Method Type Core Strategy Pros & Cons
PointContrast Discriminative Point-level contrastive (equivariant rigid transformation) Concise but lacks temporal information
STRL Discriminative Temporal invariance (BYOL-style) Encourages invariance, which contradicts the detection task
ALSO Generative Occupancy prediction Strong performance but trains more layers and converges slowly
E-SSL3D Discriminative Spatial equivariance + Temporal flow equivariance Theory-driven, converges fast, only trains 3D backbone

E-SSL3D only pre-trains the 3D backbone, whereas ALSO also trains 2D convolutional layers. Thus, E-SSL3D is slightly disadvantaged in fairness but remains highly competitive.

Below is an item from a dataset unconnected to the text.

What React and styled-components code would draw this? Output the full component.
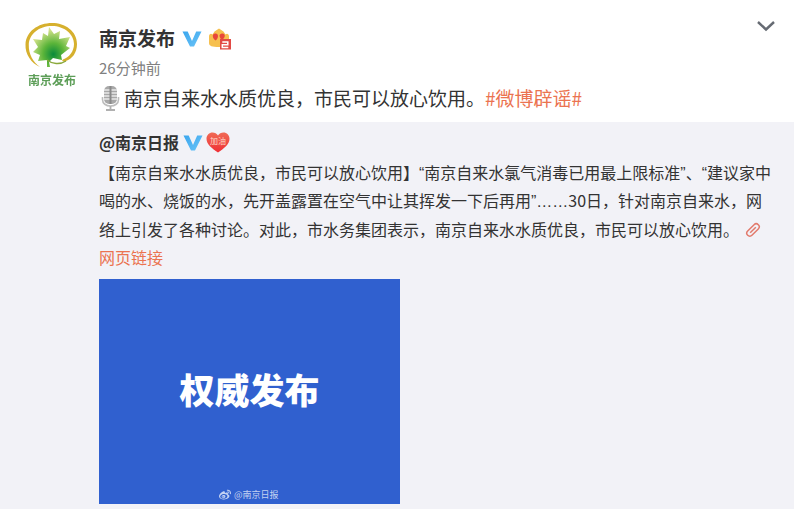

  • Generalization of Equivariance Ideas: This approach can be extended to other equivariant tasks (semantic segmentation, instance segmentation) and other modalities (radar, multi-modal fusion).
  • Complementarity with MAE-like Methods: E-SSL3D is a discriminative method that can be combined with generative methods like GD-MAE to construct stronger pre-training strategies.
  • Potential of Scene Flow: Flow equivariance essentially leverages temporal consistency, which can be further extended to multi-frame aggregation or flow-based data augmentation.

Rating

  • Novelty: ⭐⭐⭐⭐ — 3D scene flow equivariance is a novel contribution, and the transformation-loss matching analysis is valuable.
  • Experimental Thoroughness: ⭐⭐⭐⭐ — Evaluated across multiple detectors and data ratios with thorough ablations, but only evaluated on KITTI.
  • Writing Quality: ⭐⭐⭐⭐ — Clear structure, rigorous mathematical definitions, and well-motivated arguments.
  • Value: ⭐⭐⭐⭐ — Practically significant for low-data autonomous driving scenarios, and the equivariance idea is insightful.